Como consequência desse quadro, as greves de servidores se tornaram frequentes, fornecedores passaram a receber com atraso e as licitações começaram a ficar desertas de interessados. Recentemente, mais alguns fantasmas começaram a rondar a administração pública: a dificuldade para pagar os salários dos funcionários da ativa em dia e a falta de caixa para pagar até mesmo as aposentadorias.  Como faz todos os anos, no final de setembro, a Prefeitura de Ribeirão Preto enviou à Câmara de Vereadores o orçamento para 2020, prevendo as receitas e as despesas para o ano que vem. Mesmo que seja um ato formal de grande importância, a proposta de orçamento passa batido em meio a um noticiário recheado de brigas estéreis e tragédias cotidianas. 

O número absoluto do orçamento sempre causa espanto e provoca controvérsias. Ribeirão Preto deverá arrecadar no ano que vem um valor que se aproxima de R$ 3,5 bilhões. O número exato chega a R$ 3.415.247.161,00. A primeira impressão é que se trata de um montante vultoso, embora seja difícil imaginar as despesas de uma Prefeitura do tamanho de Ribeirão Preto que gerencia a vida de 700 mil pessoas.  O cidadão comum se pergunta. Como tanto dinheiro pode ser gasto? Já os governantes não se cansam de repetir que os recursos são insuficientes para atender todas as demandas. Nesse momento, começam as caças às bruxas e a procura por culpados. As preferências partidárias em relação a prefeitos, governadores e vereadores devem ser resolvidas na época eleitoral. Passado esse período, a situação precisa ser analisada com a frieza que os números exigem. Sem eximir os dirigentes atuais das responsabilidades, pois eram sabedores dessa situação antes de assumirem os cargos, a derrocada financeira nunca é uma obra recente, mas o resultado da soma de desacertos ocorridos ao longo do tempo. A complacência com vantagens excessivas, o endividamento irresponsável e a concessão de privilégios para os mais chegados são algumas das decisões que promovem o gradual e contínuo esvaziamento do cofre. 

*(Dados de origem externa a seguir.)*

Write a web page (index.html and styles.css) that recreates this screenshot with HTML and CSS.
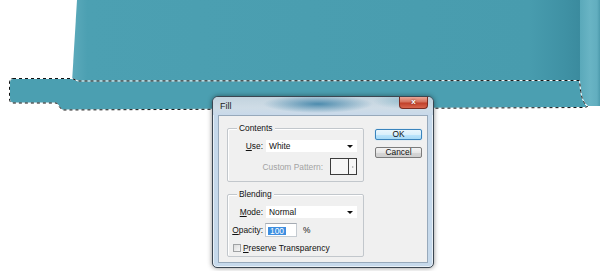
FILE: index.html
```html
<!DOCTYPE html>
<html lang="en">
<head>
    <meta charset="UTF-8">
    <title>Fill</title>
    <link rel="stylesheet" href="styles.css">
</head>
<body>
    <div class="canvas">
        <svg class="art" width="600" height="271" viewBox="0 0 600 271">
            <defs>
                <linearGradient id="body" x1="72" y1="0" x2="580" y2="0" gradientUnits="userSpaceOnUse">
                    <stop offset="0" stop-color="#5caabb"/>
                    <stop offset="0.03" stop-color="#4ca0b2"/>
                    <stop offset="0.9" stop-color="#489cae"/>
                    <stop offset="0.97" stop-color="#3f91a4"/>
                    <stop offset="1" stop-color="#3b8b9e"/>
                </linearGradient>
                <linearGradient id="side" x1="580" y1="0" x2="600" y2="0" gradientUnits="userSpaceOnUse">
                    <stop offset="0" stop-color="#5aa9ba"/>
                    <stop offset="0.5" stop-color="#69b4c4"/>
                    <stop offset="0.85" stop-color="#62aebf"/>
                    <stop offset="1" stop-color="#4d9bad"/>
                </linearGradient>
            </defs>
            <!-- tray body -->
            <polygon points="77,0 580,0 580,82 72,82" fill="url(#body)"/>
            <path d="M580 0 L600 0 L600 106 L588 106 Q581 100 580 88 Z" fill="url(#side)"/>
            <!-- selected base strip -->
            <path d="M13 78.5 L72 78.5 L78 81 L579.5 80.5 L580.5 90 Q582 102 587.5 106.5 L585 107.5 L62 110 L56.5 103 L13 103 Q9.5 103 9.5 99 L9.5 82 Q9.5 78.5 13 78.5 Z" fill="#4b9fb1"/>
            <path d="M13 78.5 L72 78.5 L78 81 L579.5 80.5 L580.5 90 Q582 102 587.5 106.5 L585 107.5 L62 110 L56.5 103 L13 103 Q9.5 103 9.5 99 L9.5 82 Q9.5 78.5 13 78.5 Z" fill="none" stroke="#fff" stroke-width="1"/>
            <path d="M13 78.5 L72 78.5 L78 81 L579.5 80.5 L580.5 90 Q582 102 587.5 106.5 L585 107.5 L62 110 L56.5 103 L13 103 Q9.5 103 9.5 99 L9.5 82 Q9.5 78.5 13 78.5 Z" fill="none" stroke="#111" stroke-width="1" stroke-dasharray="3 3"/>
        </svg>

        <div class="dialog">
            <div class="titlebar">
                <span class="title">Fill</span>
                <span class="close">x</span>
            </div>
            <div class="dialog-body">
                <div class="groups">
                    <div class="group group-contents">
                        <span class="legend">Contents</span>
                        <div class="row">
                            <span class="lbl"><u>U</u>se:</span>
                            <div class="select">White</div>
                        </div>
                        <div class="row row-pattern">
                            <span class="lbl-off">Custom Pattern:</span>
                            <div class="pattern">
                                <span class="swatch"></span>
                                <span class="pattern-arrow"></span>
                            </div>
                        </div>
                    </div>
                    <div class="group group-blending">
                        <span class="legend">Blending</span>
                        <div class="row">
                            <span class="lbl"><u>M</u>ode:</span>
                            <div class="select">Normal</div>
                        </div>
                        <div class="row row-opacity">
                            <span class="lbl"><u>O</u>pacity:</span>
                            <div class="field"><span class="sel-text">100</span></div>
                            <span class="unit">%</span>
                        </div>
                        <div class="row row-check">
                            <span class="check"></span>
                            <span class="check-label"><u>P</u>reserve Transparency</span>
                        </div>
                    </div>
                </div>
                <div class="buttons">
                    <div class="btn btn-ok">OK</div>
                    <div class="btn">Cancel</div>
                </div>
            </div>
        </div>
    </div>
</body>
</html>
```

FILE: styles.css
```css
body {
    margin: 0;
    padding: 0;
    background-color: #fff;
    font-family: "Liberation Sans", Arial, sans-serif;
    font-size: 8.4px;
    color: #111;
}
.canvas {
    position: relative;
    width: 600px;
    height: 271px;
    overflow: hidden;
}
.art {
    position: absolute;
    left: 0;
    top: 0;
    display: block;
}
.dialog {
    position: absolute;
    left: 212px;
    top: 96px;
    width: 222px;
    height: 172px;
    box-sizing: border-box;
    border: 1px solid #3b4651;
    border-radius: 6px 6px 5px 5px;
    background-color: #c6d9eb;
    box-shadow: 0 0 5px rgba(0, 0, 0, 0.45), inset 0 0 0 1px rgba(255, 255, 255, 0.6);
    padding: 0 5px 4px 5px;
    display: flex;
    flex-direction: column;
}
.titlebar {
    height: 18px;
    margin: 0 -5px;
    padding: 0 5px 0 7px;
    display: flex;
    align-items: flex-start;
    border-radius: 5px 5px 0 0;
    background:
        radial-gradient(ellipse 55px 9px at 105px 7px, rgba(45, 120, 160, 0.8), rgba(45, 120, 160, 0)),
        radial-gradient(ellipse 30px 8px at 190px 4px, rgba(70, 150, 175, 0.35), rgba(70, 150, 175, 0)),
        linear-gradient(#c2d3de, #cfdce6 60%, #c8d9ea);
}
.title {
    margin-top: 4px;
    font-size: 9px;
    color: #1b1b1b;
}
.close {
    margin-left: auto;
    width: 29px;
    height: 12px;
    box-sizing: border-box;
    border: 1px solid #7a2c22;
    border-top: none;
    border-radius: 0 0 4px 4px;
    background: linear-gradient(#e9a797, #d4715c 45%, #c1402a 55%, #d8664e);
    color: #fff;
    font-weight: bold;
    font-size: 8px;
    line-height: 10px;
    text-align: center;
    text-shadow: 0 0 2px #5a1a10;
}
.dialog-body {
    flex-grow: 1;
    box-sizing: border-box;
    border: 1px solid #97a9bb;
    background-color: #f0f0f0;
    display: flex;
    padding: 12px 5px 0 8px;
}
.groups {
    width: 137px;
}
.group {
    position: relative;
    box-sizing: border-box;
    border: 1px solid #c2c7cc;
    border-radius: 2px;
    box-shadow: inset 1px 1px 0 #fff;
    padding: 11px 6px 6px 0;
}
.group-blending {
    margin-top: 12px;
    padding-bottom: 4px;
}
.legend {
    position: absolute;
    top: -6px;
    left: 9px;
    padding: 0 2px;
    line-height: 10px;
    background-color: #f0f0f0;
}
.row {
    display: flex;
    align-items: center;
    height: 12px;
}
.lbl {
    width: 35px;
    text-align: right;
    margin-right: 3px;
}
.select {
    position: relative;
    flex-grow: 1;
    height: 12px;
    line-height: 12px;
    background-color: #fff;
    padding-left: 3px;
}
.select::after {
    content: "";
    position: absolute;
    right: 4px;
    top: 5px;
    border-left: 3px solid transparent;
    border-right: 3px solid transparent;
    border-top: 3px solid #111;
}
.row-pattern {
    justify-content: flex-end;
    height: 17px;
    margin-top: 6px;
}
.lbl-off {
    color: #a3a3a3;
    margin-right: 7px;
}
.pattern {
    display: flex;
    width: 27px;
    height: 17px;
    box-sizing: border-box;
    border: 1px solid #3c3c3c;
    background-color: #f6f6f6;
}
.swatch {
    width: 17px;
    border-right: 1px solid #3c3c3c;
}
.pattern-arrow {
    flex-grow: 1;
    position: relative;
}
.pattern-arrow::after {
    content: "";
    position: absolute;
    left: 3px;
    top: 7px;
    border-top: 1px solid transparent;
    border-bottom: 1px solid transparent;
    border-left: 2px solid #a8a8a8;
}
.row-opacity {
    height: 14px;
    margin-top: 5px;
}
.field {
    width: 32px;
    height: 14px;
    box-sizing: border-box;
    margin-left: -1px;
    border: 1px solid #c5cbd1;
    border-top-color: #a5abb3;
    background-color: #fff;
    padding: 2px 0 0 2px;
}
.sel-text {
    display: inline-block;
    line-height: 8px;
    padding: 0 2px;
    background-color: #3d8ee0;
    color: #fff;
}
.unit {
    margin-left: 6px;
}
.row-check {
    height: 9px;
    margin-top: 6px;
    padding-left: 5px;
}
.check {
    width: 8px;
    height: 8px;
    box-sizing: border-box;
    border: 1px solid #a0a2a4;
    background: linear-gradient(135deg, #dcdcdc, #f7f7f7);
    margin-right: 2px;
}
.buttons {
    margin-left: 11px;
    padding-top: 1px;
    display: flex;
    flex-direction: column;
    gap: 7px;
}
.btn {
    width: 47px;
    height: 11px;
    box-sizing: border-box;
    border: 1px solid #7b7b7b;
    border-radius: 2px;
    background: linear-gradient(#f4f4f4, #e6e6e6 50%, #d6d6d6 51%, #cfcfcf);
    text-align: center;
    line-height: 9px;
}
.btn-ok {
    border-color: #3a84bd;
    background: linear-gradient(#eaf6fd, #d9f0fc 50%, #bee6fd 51%, #a7d9f5);
    box-shadow: 0 0 1px #6ec3f0;
}
```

Para perceber a gravidade da situação financeira da Prefeitura de Ribeirão Preto basta examinar algumas notícias recentes. No início do ano, o município concedeu reajuste zero para o funcionalismo e o dissídio foi parar na Justiça. Em setembro, o pagamento em dia do salário dos funcionários da ativa só ocorreu por causa de um repasse da Câmara de Vereadores. Através de um comunicado, a Prefeitura informou que parte dos aposentados e dos pensionistas receberá os salários de forma parcelada. O Município alega que não tem recursos suficientes para pagar integralmente os salários de 2.500 aposentados e pensionistas que recebem benefícios acima de R$ 3.500,00 líquidos por mês. O número total de beneficiários é de 6.000 que ganham quase R$ 40 milhões mensais. Estima-se que a Prefeitura deveria repassar R$ 37 milhões para o Instituto de Previdência dos Municipiários (IPM), mas só teria transferido R$ 12 milhões. Proposta semelhante já foi cogitada para os 9.000 servidores da ativa. Pelo mesmo critério, cerca de 1,6 mil funcionários que ganham mais de R$ 3.500,00 por mês receberiam parcelado.

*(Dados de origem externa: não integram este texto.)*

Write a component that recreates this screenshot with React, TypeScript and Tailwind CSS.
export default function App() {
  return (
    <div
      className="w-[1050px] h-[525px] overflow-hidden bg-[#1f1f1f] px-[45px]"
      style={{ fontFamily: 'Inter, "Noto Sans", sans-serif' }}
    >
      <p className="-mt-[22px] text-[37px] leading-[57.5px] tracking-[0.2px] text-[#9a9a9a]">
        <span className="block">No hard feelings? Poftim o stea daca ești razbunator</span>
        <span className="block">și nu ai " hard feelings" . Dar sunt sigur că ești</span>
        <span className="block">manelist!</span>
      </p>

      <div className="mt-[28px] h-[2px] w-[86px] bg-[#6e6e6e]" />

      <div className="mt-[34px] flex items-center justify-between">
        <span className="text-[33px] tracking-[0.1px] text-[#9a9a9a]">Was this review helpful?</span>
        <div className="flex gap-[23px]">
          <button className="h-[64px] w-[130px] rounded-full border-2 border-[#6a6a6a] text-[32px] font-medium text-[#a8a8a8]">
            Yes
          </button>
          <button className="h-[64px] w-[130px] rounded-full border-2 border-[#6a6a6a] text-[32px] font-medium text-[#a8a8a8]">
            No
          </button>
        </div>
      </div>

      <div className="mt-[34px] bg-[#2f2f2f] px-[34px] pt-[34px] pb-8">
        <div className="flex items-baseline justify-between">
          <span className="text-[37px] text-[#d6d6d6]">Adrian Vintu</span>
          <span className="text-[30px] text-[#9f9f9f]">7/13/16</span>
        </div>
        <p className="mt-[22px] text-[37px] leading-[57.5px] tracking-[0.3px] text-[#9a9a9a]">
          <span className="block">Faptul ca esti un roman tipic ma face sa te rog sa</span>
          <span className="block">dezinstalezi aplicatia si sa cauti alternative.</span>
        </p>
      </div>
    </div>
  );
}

Faltando ainda mais três folhas de pagamento para serem quitadas até o final do ano, as finanças públicas revelam números preocupantes para os servidores e a população de Ribeirão Preto que depende dos serviços públicos. O Sindicato dos Servidores entrou com um mandado de segurança na Justiça cobrando o pagamento em dia das aposentadorias.  A Justiça não aceita a falta de recursos como argumento para o não pagamento de salários. O prefeito tem os limites impostos pela Lei de Responsabilidade Fiscal, sob pena de cometer ato de improbidade administrativa. Pelos parâmetros da legislação, os recursos de outras áreas não podem ser transferidos. 

Com a economia em crise, as receitas têm crescido menos que as despesas. As demandas também só aumentam em função do envelhecimento da frota de veículos e as necessidades de investir em reformas dos prédios públicos. Escolas do município correm o risco de serem interditadas por falta de segurança. Daquele montante vultoso de quase R$ 3,5 bilhões, mais de 90% estão carimbados, ou seja, estão destinados para pagamento de salários e despesas de custeio. No curto prazo não existem soluções mágicas. Assim como estão fazendo as empresas privadas, a Prefeitura de Ribeirão Preto terá que cortar despesas, buscar ganhos de eficiência e encontrar soluções criativas para aumentar a arrecadação. Os problemas atuais não são passageiros, passaram a ser uma realidade que veio para ficar.